Classification Part I: Logistic Regression

Logistic regression is a classification technique for classifying data points x (a vector) into one of K classes $C_{1:K}$.  It works by (essentially) projecting the datapoints onto a set of (pre-specified) features (which are simply vectors formed of functions of the datapoints’ components), and then finding linear separating (hyper-)planes in this feature-space.  It is widely applicable, and is used as a component in many other classification algorithms (sometimes as a final step after some other algorithm is used to determine the features on which to classify).

Generative Interpretation

There are several ways of looking at how logistic regression works, but one of the most interesting is to think about how to classify a point x, given a probabilistic generative model of the data for each class, i.e. $p(x | C_i)$ (for simplicity, in this section we’ll just consider the two-class case). The probability of x being in class 1 is then given by Bayes’ theorem as $p(C_1 | x) \propto p(x | C_1)p(C_1)$ where $p(C_1)$ is a prior probability of being in class 1. Calculating $p(x | C_i)p(C_i)$ for $i=1, 2$ is sufficient to discriminate between two classes, since we can use the fact that $p(C_2 | x) = 1 - p(C_1 | x)$ to normalize the class probabilities, giving the probability of a point x being in class 1 as

$p(C_1 | x) = \frac{p(x | C_1)p(C_1)}{p(x | C_1)p(C_1) + p(x | C_2)p(C_2)} = \frac{1}{1+exp(-a)} = \sigma(a)$

where $a = \log \frac{p(x | C_1)p(C_1)}{p(x | C_2)p(C_2)}$ and where $\sigma(a)$ is the logistic sigmoid function $\sigma(a) = \frac{1}{1+exp(-a)}$.

The problem is that, in a lot of cases, it is hard to come up with a good generative model for the data.  We might not have much idea how the data was generated, and it might be very hard to design a model that captures the true data-generating process.  But what if we choose a very general generating model: the exponential family?  This is a family of probability distributions that includes a large number of commonly encountered distributions, and which can be expressed in the form $p(x | C_i) = h(x)g(\lambda_i)\exp(\lambda_i^T\phi(x))$.  Here $\lambda_i$ is a vector of parameters of the distribution for class i, and $\phi(x)$ is a set of features of x; h(x) is simply a normalizing function.  Given this not-very-restrictive generative model, the expression for $a$ above is given by

$a = (\lambda_1-\lambda_2)^T\phi(x) + \log g(\lambda_1) - \log g(\lambda_2) + \log p(C_1) - \log p(C_2)$.

In terms of the datapoint x, this is a linear function of the features $\phi(x)$ (plus a constant), so can be written as $a = w^T\phi(x) + b$.

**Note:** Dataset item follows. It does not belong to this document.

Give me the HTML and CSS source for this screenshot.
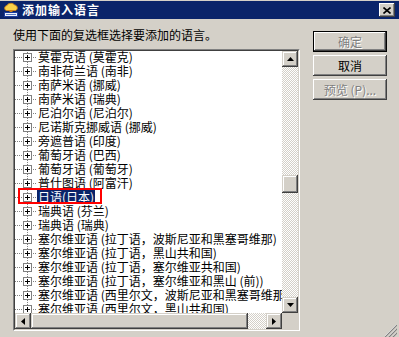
FILE: index.html
```html
<!DOCTYPE html>
<html lang="zh-CN">
<head>
<meta charset="UTF-8">
<meta name="viewport" content="width=device-width, initial-scale=1.0">
<title>添加输入语言</title>
<link rel="stylesheet" href="styles.css">
</head>
<body>
<div class="window">
    <div class="titlebar">
        <svg class="app-icon" width="16" height="16" viewBox="0 0 16 16">
            <path d="M3.5 8.5 C1 8 1 4 4 3.5 C5 1 10 0.5 11.5 3 C14.5 3 15.5 7.5 12.5 8.5 Z" fill="#f8d048" stroke="#c8801c"/>
            <rect x="6.5" y="8" width="3" height="2" fill="#c8801c"/>
            <rect x="1.5" y="10.5" width="13" height="4" fill="#eaf2ff" stroke="#1c3c9c"/>
            <path d="M3 12.5h10" stroke="#5878c0"/>
        </svg>
        <span class="title">添加输入语言</span>
        <button class="close">
            <svg width="8" height="7" viewBox="0 0 8 7"><path d="M0.5 0.5L7.5 6.5M7.5 0.5L0.5 6.5" stroke="#000" stroke-width="1.6"/></svg>
        </button>
    </div>
    <div class="content">
        <div class="main">
            <p class="prompt">使用下面的复选框选择要添加的语言。</p>
            <div class="listbox">
                <div class="listbox-inner">
                    <div class="tree">
                        <div class="items">
                            <div class="item"><span class="node"><span class="plus"></span></span><span class="label">莫霍克语 (莫霍克)</span></div>
                            <div class="item"><span class="node"><span class="plus"></span></span><span class="label">南非荷兰语 (南非)</span></div>
                            <div class="item"><span class="node"><span class="plus"></span></span><span class="label">南萨米语 (挪威)</span></div>
                            <div class="item"><span class="node"><span class="plus"></span></span><span class="label">南萨米语 (瑞典)</span></div>
                            <div class="item"><span class="node"><span class="plus"></span></span><span class="label">尼泊尔语 (尼泊尔)</span></div>
                            <div class="item"><span class="node"><span class="plus"></span></span><span class="label">尼诺斯克挪威语 (挪威)</span></div>
                            <div class="item"><span class="node"><span class="plus"></span></span><span class="label">旁遮普语 (印度)</span></div>
                            <div class="item"><span class="node"><span class="plus"></span></span><span class="label">葡萄牙语 (巴西)</span></div>
                            <div class="item"><span class="node"><span class="plus"></span></span><span class="label">葡萄牙语 (葡萄牙)</span></div>
                            <div class="item"><span class="node"><span class="plus"></span></span><span class="label">普什图语 (阿富汗)</span></div>
                            <div class="item selected"><span class="node"><span class="plus"></span></span><span class="label">日语(日本)</span></div>
                            <div class="item"><span class="node"><span class="plus"></span></span><span class="label">瑞典语 (芬兰)</span></div>
                            <div class="item"><span class="node"><span class="plus"></span></span><span class="label">瑞典语 (瑞典)</span></div>
                            <div class="item"><span class="node"><span class="plus"></span></span><span class="label">塞尔维亚语 (拉丁语，波斯尼亚和黑塞哥维那)</span></div>
                            <div class="item"><span class="node"><span class="plus"></span></span><span class="label">塞尔维亚语 (拉丁语，黑山共和国)</span></div>
                            <div class="item"><span class="node"><span class="plus"></span></span><span class="label">塞尔维亚语 (拉丁语，塞尔维亚共和国)</span></div>
                            <div class="item"><span class="node"><span class="plus"></span></span><span class="label">塞尔维亚语 (拉丁语，塞尔维亚和黑山 (前))</span></div>
                            <div class="item"><span class="node"><span class="plus"></span></span><span class="label">塞尔维亚语 (西里尔文，波斯尼亚和黑塞哥维那)</span></div>
                            <div class="item"><span class="node"><span class="plus"></span></span><span class="label">塞尔维亚语 (西里尔文，黑山共和国)</span></div>
                        </div>
                    </div>
                    <div class="vscroll">
                        <div class="sb-btn"><svg width="7" height="4" viewBox="0 0 7 4"><path d="M3.5 0L7 4H0Z" fill="#000"/></svg></div>
                        <div class="track vtrack"><div class="thumb vthumb"></div></div>
                        <div class="sb-btn"><svg width="7" height="4" viewBox="0 0 7 4"><path d="M0 0H7L3.5 4Z" fill="#000"/></svg></div>
                    </div>
                    <div class="hscroll">
                        <div class="sb-btn"><svg width="4" height="7" viewBox="0 0 4 7"><path d="M0 3.5L4 0V7Z" fill="#000"/></svg></div>
                        <div class="track htrack"><div class="thumb hthumb"></div></div>
                        <div class="sb-btn"><svg width="4" height="7" viewBox="0 0 4 7"><path d="M0 0L4 3.5L0 7Z" fill="#000"/></svg></div>
                    </div>
                    <div class="corner"></div>
                </div>
            </div>
        </div>
        <div class="buttons">
            <button class="button default disabled">确定</button>
            <button class="button">取消</button>
            <button class="button disabled">预览 (P)...</button>
        </div>
    </div>
    <svg class="grip" width="12" height="12" viewBox="0 0 12 12">
        <path d="M11 0L0 11M11 4L4 11M11 8L8 11" stroke="#fff" stroke-width="1"/>
        <path d="M12 0L0 12M12 4L4 12M12 8L8 12" stroke="#808080" stroke-width="1.2"/>
    </svg>
</div>
</body>
</html>
```

FILE: styles.css
```css
body {
    margin: 0;
    background-color: #d4d0c8;
    font-family: "Noto Sans CJK SC", "Noto Sans", sans-serif;
    font-size: 12px;
    color: #000;
}
.window {
    position: relative;
    width: 399px;
    height: 337px;
    overflow: hidden;
}
.titlebar {
    display: flex;
    align-items: center;
    height: 18px;
    margin-top: 1px;
    padding: 0 4px 0 3px;
    background-color: #0a246a;
    color: #fff;
}
.app-icon {
    flex: none;
}
.title {
    margin-left: 3px;
    font-weight: bold;
    letter-spacing: 1px;
    line-height: 18px;
}
.close {
    display: flex;
    align-items: center;
    justify-content: center;
    width: 16px;
    height: 14px;
    margin-left: auto;
    padding: 0;
    border: none;
    background-color: #d4d0c8;
    box-shadow: inset -1px -1px #404040, inset 1px 1px #fff, inset -2px -2px #808080, inset 2px 2px #d4d0c8;
}
.content {
    display: flex;
    padding: 9px 0 0 13px;
}
.main {
    width: 287px;
}
.prompt {
    margin: 0;
    line-height: 14px;
    white-space: nowrap;
}
.listbox {
    margin-top: 7px;
    border: 1px solid;
    border-color: #808080 #fff #fff #808080;
}
.listbox-inner {
    display: grid;
    grid-template-columns: 267px 16px;
    grid-template-rows: 262px 16px;
    border: 1px solid;
    border-color: #404040 #d4d0c8 #d4d0c8 #404040;
}
.tree {
    background-color: #fff;
    overflow: hidden;
}
.items {
    margin-top: -1px;
}
.item {
    display: flex;
    height: 14px;
    white-space: nowrap;
}
.node {
    display: flex;
    align-items: center;
    flex: none;
    width: 22px;
    height: 14px;
    background:
        repeating-linear-gradient(#808080 0 1px, transparent 1px 2px) 12px 0 / 1px 100% no-repeat,
        repeating-linear-gradient(to right, #808080 0 1px, transparent 1px 2px) 0 7px / 100% 1px no-repeat;
}
.plus {
    box-sizing: border-box;
    width: 9px;
    height: 9px;
    margin-left: 8px;
    border: 1px solid #808080;
    background:
        linear-gradient(#000, #000) center / 5px 1px no-repeat,
        linear-gradient(#000, #000) center / 1px 5px no-repeat,
        #fff;
}
.label {
    padding: 0 1px;
    line-height: 13px;
    height: 13px;
}
.selected {
    position: relative;
}
.selected .label {
    background-color: #0a246a;
    color: #fff;
}
.selected::after {
    content: "";
    position: absolute;
    left: 3px;
    top: -2px;
    width: 84px;
    height: 16px;
    box-sizing: border-box;
    border: 2px solid #f00;
}
.vscroll {
    display: flex;
    flex-direction: column;
}
.hscroll {
    display: flex;
}
.sb-btn,
.thumb {
    background-color: #d4d0c8;
    box-shadow: inset -1px -1px #404040, inset 1px 1px #d4d0c8, inset -2px -2px #808080, inset 2px 2px #fff;
}
.sb-btn {
    display: flex;
    align-items: center;
    justify-content: center;
    flex: none;
    width: 16px;
    height: 16px;
}
.track {
    flex: 1;
    display: flex;
    background: repeating-conic-gradient(#fff 0 25%, #d4d0c8 0 50%) 0 0 / 2px 2px;
}
.vtrack {
    flex-direction: column;
}
.vthumb {
    height: 18px;
    margin-top: 108px;
}
.hthumb {
    width: 217px;
}
.corner {
    background-color: #d4d0c8;
}
.buttons {
    display: flex;
    flex-direction: column;
    gap: 3px;
    margin-left: 13px;
    padding-top: 3px;
}
.button {
    box-sizing: border-box;
    width: 74px;
    height: 21px;
    padding: 0;
    border: none;
    font-family: inherit;
    font-size: 12px;
    color: #000;
    background-color: #d4d0c8;
    box-shadow: inset -1px -1px #404040, inset 1px 1px #fff, inset -2px -2px #808080, inset 2px 2px #d4d0c8;
}
.button.default {
    border: 1px solid #000;
}
.button.disabled {
    color: #808080;
    text-shadow: 1px 1px #fff;
}
.grip {
    position: absolute;
    right: 2px;
    bottom: 0;
}
```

Therefore for a wide class of generative models, we would end up with the same expression for the probability a datapoint being in class 1:

$p(C_1 | x) = \sigma(w^T\phi(x)+b)$.

So, since this covers a wide variety of generative models, why not just use this expression directly to model $p(C_1 | x)$?  This gives a “discriminative model”, i.e. a model of how to directly assign the probabilities of a point being in each class.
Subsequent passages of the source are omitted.